§ **PROBLEM DESCRIPTION**: Look through the data below. Pick out the lines holding the string "would".

§ **MATERIAL**:
((

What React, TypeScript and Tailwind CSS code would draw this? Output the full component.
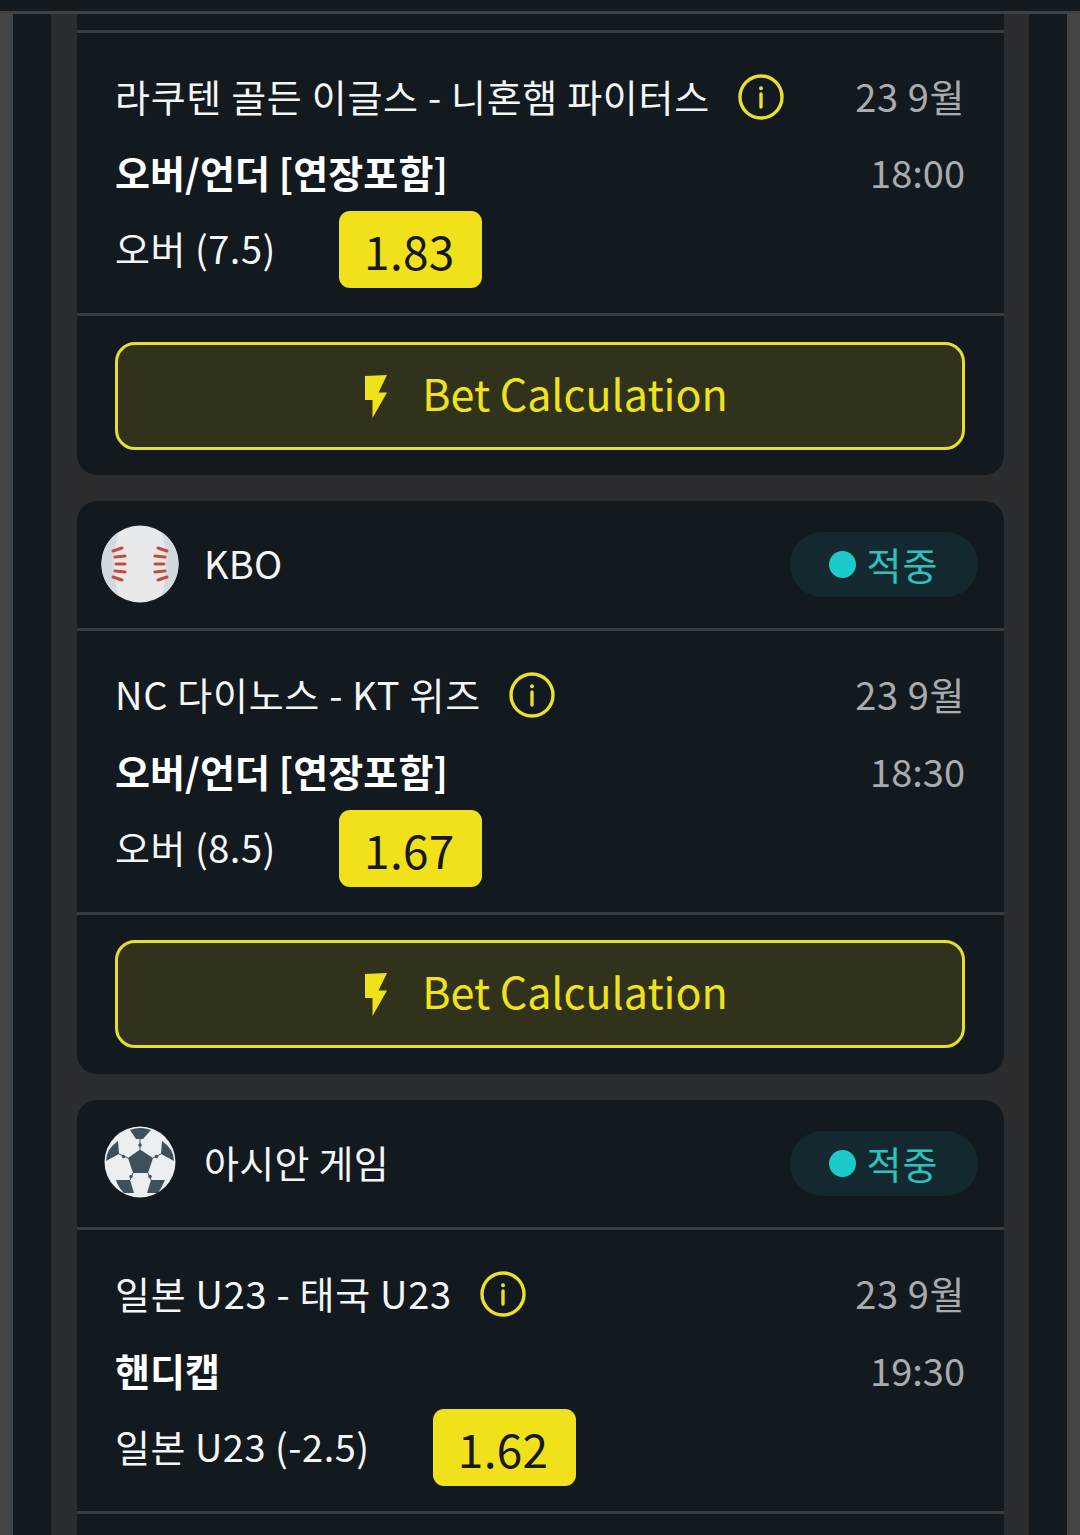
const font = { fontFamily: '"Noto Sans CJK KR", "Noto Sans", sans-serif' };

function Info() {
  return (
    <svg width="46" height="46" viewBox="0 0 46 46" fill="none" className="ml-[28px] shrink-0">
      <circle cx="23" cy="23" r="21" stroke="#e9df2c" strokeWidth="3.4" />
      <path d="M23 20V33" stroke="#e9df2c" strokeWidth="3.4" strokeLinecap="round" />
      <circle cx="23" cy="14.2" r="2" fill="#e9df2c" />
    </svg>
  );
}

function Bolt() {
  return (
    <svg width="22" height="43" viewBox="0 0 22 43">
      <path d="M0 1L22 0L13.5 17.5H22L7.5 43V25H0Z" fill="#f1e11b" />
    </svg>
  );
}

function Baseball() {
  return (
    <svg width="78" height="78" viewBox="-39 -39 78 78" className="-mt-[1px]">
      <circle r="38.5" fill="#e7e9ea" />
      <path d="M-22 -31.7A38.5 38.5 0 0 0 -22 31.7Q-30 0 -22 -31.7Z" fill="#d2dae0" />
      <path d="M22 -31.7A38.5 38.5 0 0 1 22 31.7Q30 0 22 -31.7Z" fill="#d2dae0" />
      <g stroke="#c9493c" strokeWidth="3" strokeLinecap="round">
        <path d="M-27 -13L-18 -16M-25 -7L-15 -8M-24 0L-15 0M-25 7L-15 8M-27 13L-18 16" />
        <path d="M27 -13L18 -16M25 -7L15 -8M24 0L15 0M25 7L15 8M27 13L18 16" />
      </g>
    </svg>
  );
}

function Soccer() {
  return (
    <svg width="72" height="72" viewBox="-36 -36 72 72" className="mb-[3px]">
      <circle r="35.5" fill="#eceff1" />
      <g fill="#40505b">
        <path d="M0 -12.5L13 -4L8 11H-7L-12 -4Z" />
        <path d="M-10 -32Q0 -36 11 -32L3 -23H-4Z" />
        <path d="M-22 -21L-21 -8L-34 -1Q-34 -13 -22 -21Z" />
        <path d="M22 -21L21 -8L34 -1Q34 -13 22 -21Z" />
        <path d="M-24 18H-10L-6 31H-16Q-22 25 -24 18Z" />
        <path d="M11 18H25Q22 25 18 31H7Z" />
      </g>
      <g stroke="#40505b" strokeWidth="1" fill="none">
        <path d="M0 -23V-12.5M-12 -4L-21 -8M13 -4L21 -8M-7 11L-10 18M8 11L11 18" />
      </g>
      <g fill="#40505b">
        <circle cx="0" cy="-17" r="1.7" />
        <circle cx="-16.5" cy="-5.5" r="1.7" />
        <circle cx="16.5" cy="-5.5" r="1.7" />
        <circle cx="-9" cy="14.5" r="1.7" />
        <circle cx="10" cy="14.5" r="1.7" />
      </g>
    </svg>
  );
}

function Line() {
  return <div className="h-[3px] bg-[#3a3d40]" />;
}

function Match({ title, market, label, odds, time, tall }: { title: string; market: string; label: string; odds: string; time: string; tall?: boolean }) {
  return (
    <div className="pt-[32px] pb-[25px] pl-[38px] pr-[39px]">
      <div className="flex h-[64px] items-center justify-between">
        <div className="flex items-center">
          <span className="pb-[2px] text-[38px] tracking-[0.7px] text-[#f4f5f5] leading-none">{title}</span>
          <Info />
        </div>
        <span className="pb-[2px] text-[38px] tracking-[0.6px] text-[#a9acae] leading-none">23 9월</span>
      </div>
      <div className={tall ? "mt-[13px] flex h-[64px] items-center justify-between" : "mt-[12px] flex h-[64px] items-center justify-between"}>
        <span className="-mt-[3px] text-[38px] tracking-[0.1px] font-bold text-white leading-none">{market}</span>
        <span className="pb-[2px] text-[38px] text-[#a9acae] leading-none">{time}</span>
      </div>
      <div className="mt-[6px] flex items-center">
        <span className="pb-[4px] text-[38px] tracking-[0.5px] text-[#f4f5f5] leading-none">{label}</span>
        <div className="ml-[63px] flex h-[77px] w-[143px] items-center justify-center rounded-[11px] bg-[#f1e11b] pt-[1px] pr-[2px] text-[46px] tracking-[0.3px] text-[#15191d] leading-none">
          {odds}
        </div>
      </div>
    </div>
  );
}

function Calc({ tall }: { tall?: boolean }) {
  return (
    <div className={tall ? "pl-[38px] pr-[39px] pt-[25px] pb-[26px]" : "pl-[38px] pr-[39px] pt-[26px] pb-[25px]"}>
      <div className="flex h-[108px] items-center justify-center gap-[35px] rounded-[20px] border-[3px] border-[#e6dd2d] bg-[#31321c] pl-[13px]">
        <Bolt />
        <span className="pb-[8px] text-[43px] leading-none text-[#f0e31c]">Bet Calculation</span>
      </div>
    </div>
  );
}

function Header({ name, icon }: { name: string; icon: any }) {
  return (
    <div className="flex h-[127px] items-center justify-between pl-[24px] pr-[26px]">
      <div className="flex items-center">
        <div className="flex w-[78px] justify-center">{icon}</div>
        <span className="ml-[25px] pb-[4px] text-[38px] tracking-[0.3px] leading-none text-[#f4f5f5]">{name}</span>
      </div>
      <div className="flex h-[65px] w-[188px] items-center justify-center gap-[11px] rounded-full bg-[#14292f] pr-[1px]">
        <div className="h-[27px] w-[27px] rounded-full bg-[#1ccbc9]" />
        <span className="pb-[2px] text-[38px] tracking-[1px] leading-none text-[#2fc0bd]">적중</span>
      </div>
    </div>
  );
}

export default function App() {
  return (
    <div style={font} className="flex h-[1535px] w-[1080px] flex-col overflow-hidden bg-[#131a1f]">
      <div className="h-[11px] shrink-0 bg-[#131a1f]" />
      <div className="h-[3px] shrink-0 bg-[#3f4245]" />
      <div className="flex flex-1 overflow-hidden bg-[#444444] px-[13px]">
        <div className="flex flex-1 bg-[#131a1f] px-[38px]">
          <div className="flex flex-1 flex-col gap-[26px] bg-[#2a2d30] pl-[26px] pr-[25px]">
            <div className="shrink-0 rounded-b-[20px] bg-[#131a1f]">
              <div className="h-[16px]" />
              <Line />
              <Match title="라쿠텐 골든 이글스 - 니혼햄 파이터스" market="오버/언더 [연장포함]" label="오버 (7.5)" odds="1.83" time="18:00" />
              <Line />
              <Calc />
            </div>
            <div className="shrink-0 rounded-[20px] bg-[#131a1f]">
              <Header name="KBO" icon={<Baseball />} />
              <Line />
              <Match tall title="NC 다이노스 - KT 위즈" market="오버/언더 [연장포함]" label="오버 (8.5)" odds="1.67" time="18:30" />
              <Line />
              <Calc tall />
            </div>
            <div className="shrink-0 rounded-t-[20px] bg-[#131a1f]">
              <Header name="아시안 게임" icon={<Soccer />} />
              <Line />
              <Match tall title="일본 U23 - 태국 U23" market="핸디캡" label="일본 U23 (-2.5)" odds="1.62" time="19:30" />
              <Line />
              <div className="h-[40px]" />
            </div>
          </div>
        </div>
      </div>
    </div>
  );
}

))
((

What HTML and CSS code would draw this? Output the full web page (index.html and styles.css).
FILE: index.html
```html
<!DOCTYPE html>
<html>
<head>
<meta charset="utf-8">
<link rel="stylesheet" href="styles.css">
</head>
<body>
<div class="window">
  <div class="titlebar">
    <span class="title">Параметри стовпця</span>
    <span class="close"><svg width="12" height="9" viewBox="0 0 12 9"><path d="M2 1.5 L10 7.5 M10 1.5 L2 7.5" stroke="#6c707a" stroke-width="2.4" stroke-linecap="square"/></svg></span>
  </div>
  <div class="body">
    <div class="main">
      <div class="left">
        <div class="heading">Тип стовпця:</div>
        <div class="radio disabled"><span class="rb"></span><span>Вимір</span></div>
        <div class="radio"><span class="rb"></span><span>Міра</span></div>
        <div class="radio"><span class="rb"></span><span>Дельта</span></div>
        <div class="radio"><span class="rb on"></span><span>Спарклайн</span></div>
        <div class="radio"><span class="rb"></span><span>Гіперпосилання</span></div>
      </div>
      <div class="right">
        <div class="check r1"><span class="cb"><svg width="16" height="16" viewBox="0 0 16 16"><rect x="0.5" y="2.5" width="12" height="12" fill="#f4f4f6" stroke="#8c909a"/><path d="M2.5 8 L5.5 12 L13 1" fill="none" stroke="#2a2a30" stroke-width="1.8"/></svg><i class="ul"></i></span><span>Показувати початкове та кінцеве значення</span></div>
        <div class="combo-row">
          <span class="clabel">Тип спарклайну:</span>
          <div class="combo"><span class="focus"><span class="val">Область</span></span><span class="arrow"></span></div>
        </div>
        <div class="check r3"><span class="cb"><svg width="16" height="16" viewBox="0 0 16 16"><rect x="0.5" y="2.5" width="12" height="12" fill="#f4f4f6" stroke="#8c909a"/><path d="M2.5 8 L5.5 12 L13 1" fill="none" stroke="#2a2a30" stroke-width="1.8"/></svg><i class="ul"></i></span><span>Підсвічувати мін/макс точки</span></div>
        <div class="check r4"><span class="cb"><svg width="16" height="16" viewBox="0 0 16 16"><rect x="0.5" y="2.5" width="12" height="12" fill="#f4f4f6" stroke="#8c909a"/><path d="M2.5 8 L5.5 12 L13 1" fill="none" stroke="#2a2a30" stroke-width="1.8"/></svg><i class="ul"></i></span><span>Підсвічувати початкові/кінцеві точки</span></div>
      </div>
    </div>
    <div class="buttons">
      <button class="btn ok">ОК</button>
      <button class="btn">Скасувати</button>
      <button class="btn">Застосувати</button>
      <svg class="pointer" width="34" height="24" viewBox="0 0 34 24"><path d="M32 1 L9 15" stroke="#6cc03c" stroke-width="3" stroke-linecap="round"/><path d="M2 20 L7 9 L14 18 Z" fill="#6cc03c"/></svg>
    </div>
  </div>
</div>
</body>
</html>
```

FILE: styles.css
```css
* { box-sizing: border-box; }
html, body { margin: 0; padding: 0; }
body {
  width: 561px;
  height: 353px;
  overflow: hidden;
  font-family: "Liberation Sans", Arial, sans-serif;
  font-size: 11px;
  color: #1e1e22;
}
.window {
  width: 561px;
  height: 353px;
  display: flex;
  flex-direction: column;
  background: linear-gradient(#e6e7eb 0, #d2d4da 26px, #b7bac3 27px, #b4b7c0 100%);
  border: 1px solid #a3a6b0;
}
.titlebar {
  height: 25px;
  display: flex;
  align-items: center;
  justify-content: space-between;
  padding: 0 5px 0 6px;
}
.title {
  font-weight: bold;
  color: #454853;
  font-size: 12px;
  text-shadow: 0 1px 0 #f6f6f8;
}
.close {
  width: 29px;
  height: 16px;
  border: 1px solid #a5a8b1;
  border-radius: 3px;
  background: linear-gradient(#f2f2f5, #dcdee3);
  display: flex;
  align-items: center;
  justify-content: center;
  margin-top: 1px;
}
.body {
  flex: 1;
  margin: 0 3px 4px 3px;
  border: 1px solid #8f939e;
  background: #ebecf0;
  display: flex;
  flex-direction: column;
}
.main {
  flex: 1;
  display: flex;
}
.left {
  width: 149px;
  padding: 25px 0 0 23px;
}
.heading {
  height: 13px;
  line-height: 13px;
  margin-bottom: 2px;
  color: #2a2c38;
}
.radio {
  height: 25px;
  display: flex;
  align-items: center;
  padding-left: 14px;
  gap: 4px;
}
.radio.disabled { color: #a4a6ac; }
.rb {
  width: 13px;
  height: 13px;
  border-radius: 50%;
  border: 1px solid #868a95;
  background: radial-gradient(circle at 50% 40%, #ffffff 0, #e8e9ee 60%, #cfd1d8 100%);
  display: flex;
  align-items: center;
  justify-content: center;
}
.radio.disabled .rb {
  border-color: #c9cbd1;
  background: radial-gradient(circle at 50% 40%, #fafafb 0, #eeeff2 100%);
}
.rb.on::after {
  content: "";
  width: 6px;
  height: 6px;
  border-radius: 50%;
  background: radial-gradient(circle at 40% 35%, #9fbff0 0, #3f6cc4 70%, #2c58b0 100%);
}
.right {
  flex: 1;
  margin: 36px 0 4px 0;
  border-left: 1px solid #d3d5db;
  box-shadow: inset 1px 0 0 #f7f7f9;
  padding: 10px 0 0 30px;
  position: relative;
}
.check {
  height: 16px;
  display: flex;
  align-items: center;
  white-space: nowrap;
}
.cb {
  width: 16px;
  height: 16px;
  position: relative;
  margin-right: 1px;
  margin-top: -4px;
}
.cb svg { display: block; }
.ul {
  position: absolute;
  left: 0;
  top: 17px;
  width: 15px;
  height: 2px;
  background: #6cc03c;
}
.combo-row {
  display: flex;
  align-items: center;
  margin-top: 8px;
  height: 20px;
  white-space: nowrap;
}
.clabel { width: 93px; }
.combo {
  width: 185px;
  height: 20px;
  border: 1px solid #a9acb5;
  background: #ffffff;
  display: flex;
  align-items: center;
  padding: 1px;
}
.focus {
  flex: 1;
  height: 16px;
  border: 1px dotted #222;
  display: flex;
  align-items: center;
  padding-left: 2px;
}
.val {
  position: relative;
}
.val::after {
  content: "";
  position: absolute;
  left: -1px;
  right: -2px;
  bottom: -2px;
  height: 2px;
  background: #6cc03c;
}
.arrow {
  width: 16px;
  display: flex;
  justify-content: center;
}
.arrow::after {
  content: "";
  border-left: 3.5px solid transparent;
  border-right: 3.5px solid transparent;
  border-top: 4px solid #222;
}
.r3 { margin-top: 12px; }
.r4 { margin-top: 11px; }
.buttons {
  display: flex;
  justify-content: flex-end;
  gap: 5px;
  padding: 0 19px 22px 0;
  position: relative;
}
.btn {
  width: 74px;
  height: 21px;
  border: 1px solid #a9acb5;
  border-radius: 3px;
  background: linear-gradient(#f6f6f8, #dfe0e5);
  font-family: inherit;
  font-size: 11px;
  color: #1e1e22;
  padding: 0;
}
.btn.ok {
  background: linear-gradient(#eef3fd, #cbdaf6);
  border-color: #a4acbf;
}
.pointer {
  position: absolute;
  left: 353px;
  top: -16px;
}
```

))
((

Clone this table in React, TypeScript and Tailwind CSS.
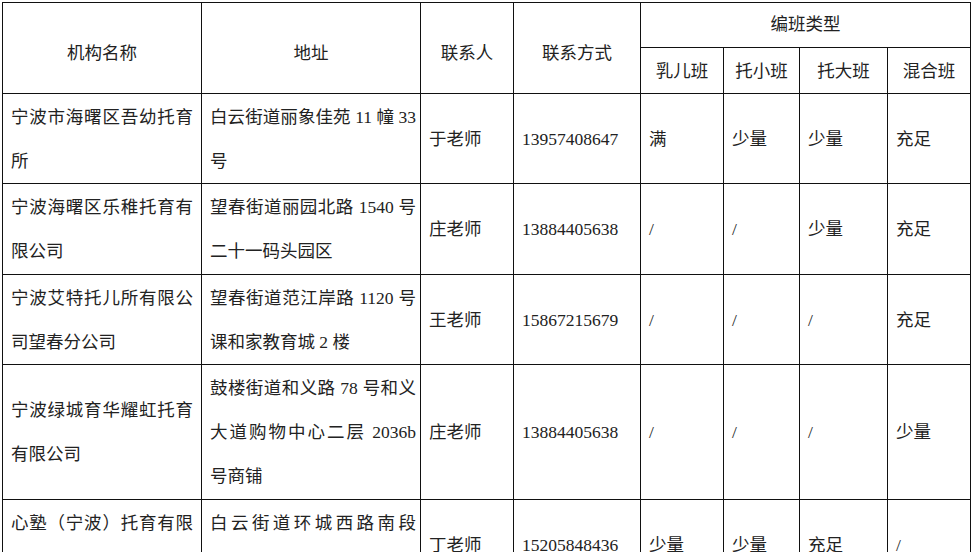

))

§ **OUTPUT BELOW**:
What React, TypeScript and Tailwind CSS code would draw this? Output the full component.
What HTML and CSS code would draw this? Output the full web page (index.html and styles.css).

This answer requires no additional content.